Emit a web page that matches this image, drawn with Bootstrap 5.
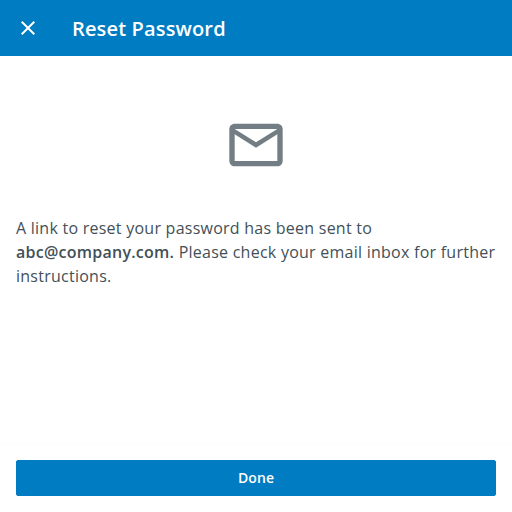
<!DOCTYPE html>
<html lang="en">
<head>
<meta charset="utf-8">
<meta name="viewport" content="width=device-width, initial-scale=1">
<title>Reset Password</title>
<link href="https://cdn.jsdelivr.net/npm/bootstrap@5.3.0/dist/css/bootstrap.min.css" rel="stylesheet">
<style>
body { font-family: "Open Sans", sans-serif; color: #435057; }
.app-bar { height: 56px; background: #007cc2; }
.app-title { font-size: 20px; font-weight: 600; line-height: 28px; margin-left: 32px; padding-top: 2px; letter-spacing: .15px; }
.mail-icon { margin-top: 57px; }
.message { font-size: 16px; line-height: 24px; margin-top: 39px; letter-spacing: .25px; }
.message strong { font-weight: 600; }
.action-bar { border-top: 1px solid #fcfcfc; padding-top: 16px; }
.btn-done { --bs-btn-bg: #007cc2; --bs-btn-border-color: #007cc2; --bs-btn-color: #fff; --bs-btn-hover-bg: #006cab; --bs-btn-hover-color: #fff; height: 36px; font-size: 14px; font-weight: 600; line-height: 32px; border-radius: 2px; letter-spacing: .1px; }
</style>
</head>
<body class="vh-100 d-flex flex-column bg-white overflow-hidden">
<header class="app-bar d-flex align-items-center px-3 text-white flex-shrink-0">
<button type="button" class="btn p-0 border-0 text-white d-flex" aria-label="Close">
<svg width="24" height="24" viewBox="0 0 24 24" fill="currentColor"><path d="M19 6.41 17.59 5 12 10.59 6.41 5 5 6.41 10.59 12 5 17.59 6.41 19 12 13.41 17.59 19 19 17.59 13.41 12z"/></svg>
</button>
<h1 class="app-title mb-0">Reset Password</h1>
</header>
<main class="flex-grow-1 d-flex flex-column px-3">
<svg class="mail-icon mx-auto flex-shrink-0" width="64" height="64" viewBox="0 0 24 24" fill="#727e84"><path d="M22 6c0-1.100-.9-2-2-2H4c-1.100 0-2 .9-2 2v12c0 1.100.9 2 2 2h16c1.100 0 2-.9 2-2V6zm-2 0-8 5-8-5h16zm0 12H4V8l8 5 8-5v10z"/></svg>
<p class="message mb-0">A link to reset your password has been sent to <strong>abc@company.com.</strong> Please check your email inbox for further instructions.</p>
</main>
<footer class="action-bar px-3 pb-3">
<button type="button" class="btn btn-done w-100 d-block py-0">Done</button>
</footer>
<script src="https://cdn.jsdelivr.net/npm/bootstrap@5.3.0/dist/js/bootstrap.bundle.min.js"></script>
</body>
</html>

» EXERCISE DESCRIPTION:
Transcribe the listing above verbatim. Omit the pictures.

» EXERCISE SOLUTION:
Emit a web page that matches this image, drawn with Bootstrap 5.
<!DOCTYPE html>
<html lang="en">
<head>
<meta charset="utf-8">
<meta name="viewport" content="width=device-width, initial-scale=1">
<title>Reset Password</title>
<link href="https://cdn.jsdelivr.net/npm/bootstrap@5.3.0/dist/css/bootstrap.min.css" rel="stylesheet">
<style>
body { font-family: "Open Sans", sans-serif; color: #435057; }
.app-bar { height: 56px; background: #007cc2; }
.app-title { font-size: 20px; font-weight: 600; line-height: 28px; margin-left: 32px; padding-top: 2px; letter-spacing: .15px; }
.mail-icon { margin-top: 57px; }
.message { font-size: 16px; line-height: 24px; margin-top: 39px; letter-spacing: .25px; }
.message strong { font-weight: 600; }
.action-bar { border-top: 1px solid #fcfcfc; padding-top: 16px; }
.btn-done { --bs-btn-bg: #007cc2; --bs-btn-border-color: #007cc2; --bs-btn-color: #fff; --bs-btn-hover-bg: #006cab; --bs-btn-hover-color: #fff; height: 36px; font-size: 14px; font-weight: 600; line-height: 32px; border-radius: 2px; letter-spacing: .1px; }
</style>
</head>
<body class="vh-100 d-flex flex-column bg-white overflow-hidden">
<header class="app-bar d-flex align-items-center px-3 text-white flex-shrink-0">
<button type="button" class="btn p-0 border-0 text-white d-flex" aria-label="Close">
<svg width="24" height="24" viewBox="0 0 24 24" fill="currentColor"><path d="M19 6.41 17.59 5 12 10.59 6.41 5 5 6.41 10.59 12 5 17.59 6.41 19 12 13.41 17.59 19 19 17.59 13.41 12z"/></svg>
</button>
<h1 class="app-title mb-0">Reset Password</h1>
</header>
<main class="flex-grow-1 d-flex flex-column px-3">
<svg class="mail-icon mx-auto flex-shrink-0" width="64" height="64" viewBox="0 0 24 24" fill="#727e84"><path d="M22 6c0-1.100-.9-2-2-2H4c-1.100 0-2 .9-2 2v12c0 1.100.9 2 2 2h16c1.100 0 2-.9 2-2V6zm-2 0-8 5-8-5h16zm0 12H4V8l8 5 8-5v10z"/></svg>
<p class="message mb-0">A link to reset your password has been sent to <strong>abc@company.com.</strong> Please check your email inbox for further instructions.</p>
</main>
<footer class="action-bar px-3 pb-3">
<button type="button" class="btn btn-done w-100 d-block py-0">Done</button>
</footer>
<script src="https://cdn.jsdelivr.net/npm/bootstrap@5.3.0/dist/js/bootstrap.bundle.min.js"></script>
</body>
</html>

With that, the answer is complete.